今天的富敏給於文奧的感覺怪怪的,好像她隱藏著無限的哀傷,還有不能啟齒的苦衷。這幾天經曆了這麼多的怪事,於文奧的警覺度大大提高,他知道富敏可能遇到什麼事情了,剛剛還想跟富敏鬧一鬧的想法頓時煙消雲散。
既然她不願意在電話裏說,隻能馬上去跟她見麵了。於文奧不敢怠慢,心神不寧地攔了一輛出租車。不知不覺已經到了梨園小區,富敏的家就在這裏。
已經記不清他來過這裏多少次,總之,這裏是他除了家以外來的最多的地方。他一路小跑著上了樓,走到富敏家門前,左右看了看,沒有人,伸手按了一下門鈴。
幾秒過後,聽到裏麵傳來一陣腳步聲,緊接著門被打開了,他不暇思索地說道:“敏敏你怎麼了?是不是……”卻發現開門的不是富敏,而是一個滿臉褶皺的老人,那老人臉上帶著一個口罩,穿著一身肥大的衣服,臉色非常蒼白,好像患了什麼病,不發一語地把於文奧讓到家裏。
於文奧猜想,這可能是富敏的外婆,早就聽說她有一個身體不好的外婆,可是在沒有確定對方身份前,又不能隨便稱呼什麼,想了想,說:“您好,請問富敏在家嗎?”

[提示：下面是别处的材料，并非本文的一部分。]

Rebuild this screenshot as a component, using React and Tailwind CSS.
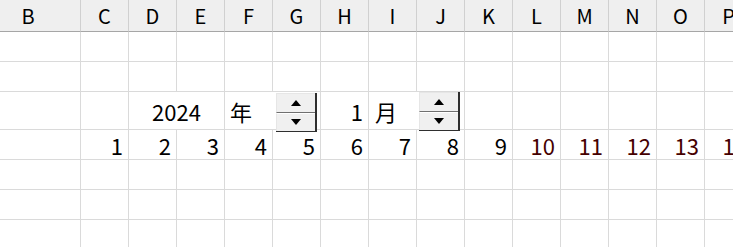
import React from 'react';

const cols = ['C', 'D', 'E', 'F', 'G', 'H', 'I', 'J', 'K', 'L', 'M', 'N', 'O', 'P', 'Q'];
const font = { fontFamily: '"Noto Sans CJK JP", "Noto Sans", sans-serif' };

const Arrow = ({ up }) => (
  <svg width="10" height="6" viewBox="0 0 10 6">
    {up ? <polygon points="0,6 10,6 5,0" fill="#000" /> : <polygon points="0,0 10,0 5,6" fill="#000" />}
  </svg>
);

const Spinner = ({ className }) => (
  <div className={`absolute flex h-[39px] w-[41px] flex-col border-r-2 border-b border-[#2f2f2f] bg-[#f0f0f0] ${className}`}>
    <div className="flex flex-1 items-center justify-center border-t border-l border-b border-t-[#e6e6e6] border-l-[#e6e6e6] border-b-[#707070]">
      <Arrow up />
    </div>
    <div className="flex flex-1 items-center justify-center border-l border-t border-[#ffffff] border-l-[#e6e6e6]">
      <Arrow />
    </div>
  </div>
);

const Cell = ({ w = 'w-[48px]', h, children, className = '' }) => (
  <div className={`flex shrink-0 items-center border-r border-b border-[#dadada] ${w} ${h} ${className}`}>
    {children}
  </div>
);

const Row = ({ h, children }) => <div className="flex">{children}</div>;

export default function App() {
  const plainRow = (key) => (
    <div key={key} className="flex">
      <Cell w="w-[105px]" h="h-[30px]" />
      {cols.map((c) => <Cell key={c} h="h-[30px]" />)}
    </div>
  );

  return (
    <div className="h-[247px] w-[733px] overflow-hidden bg-white text-[22px] text-black" style={font}>
      <div className="ml-[-24px]">
        {/* header */}
        <div className="flex bg-[#efefef]">
          <div className="flex h-[32px] w-[105px] shrink-0 items-center justify-center border-r border-b border-r-[#d0d0d0] border-b-[#a6a6a6] text-[20px]">B</div>
          {cols.map((c) => (
            <div key={c} className="flex h-[32px] w-[48px] shrink-0 items-center justify-center border-r border-b border-r-[#d0d0d0] border-b-[#a6a6a6] text-[20px]">
              {c}
            </div>
          ))}
        </div>

        {plainRow('r1')}
        {plainRow('r2')}

        {/* year / month row */}
        <div className="flex">
          <Cell w="w-[105px]" h="h-[38px]" />
          <Cell h="h-[38px]" />
          <Cell w="w-[96px]" h="h-[38px]" className="justify-center pt-[2px]">2024</Cell>
          <Cell w="w-[96px]" h="h-[38px]" className="relative pl-[5px] pt-[2px]">
            <span>年</span>
            <Spinner className="left-[51px] top-[1px]" />
          </Cell>
          <Cell h="h-[38px]" className="justify-end pr-[5px] pt-[2px]">1</Cell>
          <Cell w="w-[96px]" h="h-[38px]" className="relative pl-[6px] pt-[2px]">
            <span>月</span>
            <Spinner className="left-[50px] top-[0px]" />
          </Cell>
          {cols.slice(9).map((c) => <Cell key={c} h="h-[38px]" />)}
        </div>

        {/* day numbers */}
        <div className="flex">
          <Cell w="w-[105px]" h="h-[30px]" />
          {cols.map((c, i) => (
            <Cell key={c} h="h-[30px]" className={`justify-end pr-[5px] pt-[1px] ${i + 1 >= 10 ? 'text-[#450000]' : ''}`}>
              {i + 1}
            </Cell>
          ))}
        </div>

        {plainRow('r5')}
        {plainRow('r6')}
        {plainRow('r7')}
      </div>
    </div>
  );
}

老人好像很激動,用手捂著咳嗽了兩下,喘息的聲音也非常大,看來是病的不輕。於文奧又說:“您身體是不是不舒服?我去給你倒杯水。”
他對這個家裏的一切已經非常熟悉,輕車熟路地找到了飲水機,接了一杯水,遞給老人。
老人還是不說一句話,而且也不拿眼睛看於文奧,靜靜遞過他遞過來的水杯,卻沒有喝,而是放到了桌上,指了指客廳的沙發,示意於文奧坐下,然後自己坐在了遠處的一張椅子上。

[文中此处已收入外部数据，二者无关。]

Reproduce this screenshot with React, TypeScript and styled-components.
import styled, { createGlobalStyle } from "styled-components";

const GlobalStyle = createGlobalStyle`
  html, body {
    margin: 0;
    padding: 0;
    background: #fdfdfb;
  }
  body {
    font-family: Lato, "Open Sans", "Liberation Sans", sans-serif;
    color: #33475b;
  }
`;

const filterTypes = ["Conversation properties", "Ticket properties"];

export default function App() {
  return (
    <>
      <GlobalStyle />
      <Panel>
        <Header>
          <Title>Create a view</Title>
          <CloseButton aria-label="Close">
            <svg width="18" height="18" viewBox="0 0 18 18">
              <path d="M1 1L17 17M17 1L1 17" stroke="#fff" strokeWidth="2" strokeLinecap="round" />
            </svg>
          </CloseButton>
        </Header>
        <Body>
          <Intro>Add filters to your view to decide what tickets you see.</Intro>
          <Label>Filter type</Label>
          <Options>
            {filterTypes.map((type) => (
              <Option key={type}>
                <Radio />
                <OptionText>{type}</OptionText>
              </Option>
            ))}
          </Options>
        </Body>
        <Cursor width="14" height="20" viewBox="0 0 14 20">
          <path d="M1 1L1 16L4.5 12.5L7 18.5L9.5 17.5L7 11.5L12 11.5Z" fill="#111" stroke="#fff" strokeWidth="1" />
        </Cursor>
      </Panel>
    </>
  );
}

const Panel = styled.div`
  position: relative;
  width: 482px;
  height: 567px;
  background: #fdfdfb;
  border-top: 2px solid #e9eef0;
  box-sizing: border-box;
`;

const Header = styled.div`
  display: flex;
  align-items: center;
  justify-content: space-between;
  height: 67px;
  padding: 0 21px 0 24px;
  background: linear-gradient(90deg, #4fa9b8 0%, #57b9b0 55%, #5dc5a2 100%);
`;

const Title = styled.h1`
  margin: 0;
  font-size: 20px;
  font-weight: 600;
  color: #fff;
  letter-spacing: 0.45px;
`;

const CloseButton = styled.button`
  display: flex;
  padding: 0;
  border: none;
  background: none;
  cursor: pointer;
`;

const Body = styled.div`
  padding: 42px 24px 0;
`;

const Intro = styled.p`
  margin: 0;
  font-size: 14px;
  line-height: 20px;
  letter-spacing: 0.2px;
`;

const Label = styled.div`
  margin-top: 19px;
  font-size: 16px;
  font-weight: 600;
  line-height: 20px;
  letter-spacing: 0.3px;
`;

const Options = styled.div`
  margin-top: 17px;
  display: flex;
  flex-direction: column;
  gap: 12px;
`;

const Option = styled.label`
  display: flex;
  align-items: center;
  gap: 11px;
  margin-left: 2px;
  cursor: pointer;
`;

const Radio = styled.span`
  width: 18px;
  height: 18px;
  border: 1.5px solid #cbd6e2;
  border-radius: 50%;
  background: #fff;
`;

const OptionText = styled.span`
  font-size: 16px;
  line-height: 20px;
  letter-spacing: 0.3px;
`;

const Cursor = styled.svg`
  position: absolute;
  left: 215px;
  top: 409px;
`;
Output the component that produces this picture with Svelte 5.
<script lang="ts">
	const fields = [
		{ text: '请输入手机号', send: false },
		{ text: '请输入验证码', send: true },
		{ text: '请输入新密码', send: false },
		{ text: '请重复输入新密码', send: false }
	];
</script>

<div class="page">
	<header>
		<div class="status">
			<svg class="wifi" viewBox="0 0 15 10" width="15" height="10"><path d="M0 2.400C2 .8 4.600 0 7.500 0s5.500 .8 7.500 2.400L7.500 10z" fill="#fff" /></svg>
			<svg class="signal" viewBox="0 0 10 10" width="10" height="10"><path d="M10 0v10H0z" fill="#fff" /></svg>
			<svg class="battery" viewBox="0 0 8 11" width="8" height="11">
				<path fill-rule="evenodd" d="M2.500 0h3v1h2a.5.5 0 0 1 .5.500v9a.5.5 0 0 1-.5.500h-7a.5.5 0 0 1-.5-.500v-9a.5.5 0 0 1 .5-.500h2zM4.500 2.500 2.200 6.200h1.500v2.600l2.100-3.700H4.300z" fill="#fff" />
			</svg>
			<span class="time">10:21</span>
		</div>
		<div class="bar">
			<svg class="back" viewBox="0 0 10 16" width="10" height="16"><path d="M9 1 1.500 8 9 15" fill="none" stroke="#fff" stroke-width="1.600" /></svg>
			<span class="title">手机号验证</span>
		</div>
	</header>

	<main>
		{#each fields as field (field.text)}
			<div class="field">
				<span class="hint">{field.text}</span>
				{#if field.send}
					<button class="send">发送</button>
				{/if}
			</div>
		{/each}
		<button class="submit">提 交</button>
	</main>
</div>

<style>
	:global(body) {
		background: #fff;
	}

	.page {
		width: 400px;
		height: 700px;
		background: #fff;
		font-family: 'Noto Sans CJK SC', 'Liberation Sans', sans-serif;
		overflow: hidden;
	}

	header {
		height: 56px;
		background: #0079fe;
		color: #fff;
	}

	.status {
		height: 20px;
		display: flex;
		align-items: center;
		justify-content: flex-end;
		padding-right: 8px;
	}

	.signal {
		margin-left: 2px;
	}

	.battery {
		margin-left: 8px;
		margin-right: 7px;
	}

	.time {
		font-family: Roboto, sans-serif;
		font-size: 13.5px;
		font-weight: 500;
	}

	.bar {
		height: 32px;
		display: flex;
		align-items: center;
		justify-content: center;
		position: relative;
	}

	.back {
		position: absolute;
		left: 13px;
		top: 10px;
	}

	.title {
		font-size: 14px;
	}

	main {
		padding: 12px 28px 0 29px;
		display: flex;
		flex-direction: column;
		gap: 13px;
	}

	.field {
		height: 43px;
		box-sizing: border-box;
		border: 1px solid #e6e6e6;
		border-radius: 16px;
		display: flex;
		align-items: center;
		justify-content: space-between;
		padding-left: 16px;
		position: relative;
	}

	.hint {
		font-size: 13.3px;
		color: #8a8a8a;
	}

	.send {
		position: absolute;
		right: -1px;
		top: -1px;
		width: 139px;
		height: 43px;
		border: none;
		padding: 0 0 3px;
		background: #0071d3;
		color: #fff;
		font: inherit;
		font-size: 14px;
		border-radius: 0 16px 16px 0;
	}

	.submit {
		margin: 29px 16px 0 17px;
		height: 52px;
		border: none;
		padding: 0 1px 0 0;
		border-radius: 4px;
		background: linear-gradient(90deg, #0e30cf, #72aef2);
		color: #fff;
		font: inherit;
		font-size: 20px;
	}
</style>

於文奧客氣地點點頭,有點拘謹地坐到了沙發上,看著老人又問:“富敏是不是不在家?剛剛她打電話讓我來家裏等她的。”
聽到他的話,老人又咳嗽了幾下,沒有回答於文奧的問題,但是她顯然是聽到了,於文奧說話時她不由自主地動了一下。可是她為什麼不說話呢?
於文奧心想,這位疾病纏身的老人可能嗓子不舒服,不能開口說話。又坐了一會兒,見富敏還沒有出現,有些焦急,心想,說不定富敏剛剛說車回來,累了,現在在房間裏睡覺。就站起來,邊比劃邊對老人說:“富敏在房間裏嗎?我去看看。”
走到富敏的臥室前,發現門開著,探頭向裏麵一看,空無一人,心裏覺得奇怪,既然富敏這麼急著的讓他來,而且說好了在家等他,為什麼又遲遲不出現呢?會不會發生了什麼事情?
他越來越心神不安,問老人說:“您知道富敏去哪裏了嗎?我想找她。”明明知道老人耳朵不聾,他還是習慣性地放大了聲音。
老人終於抬頭看了看他,而後又神情複雜地將頭轉開,好像故意在躲避他的目光,這下於文奧幾乎可以肯定,富敏肯定是出事了,而且有可能是大事,危機生命的大事,可是剛剛明明在電話裏聽到了她的聲音,雖然聽聲音情緒很低落,但是說話的底氣還是很足的,不像是身體出了什麼大不了的問題。
如果不經曆那些神神鬼鬼的事情,於文奧絕對不會這麼想,什麼鬼神幽靈的,在以前對他說,他隻會當做笑話,可是現在不同了,他必須做好各種思想準備。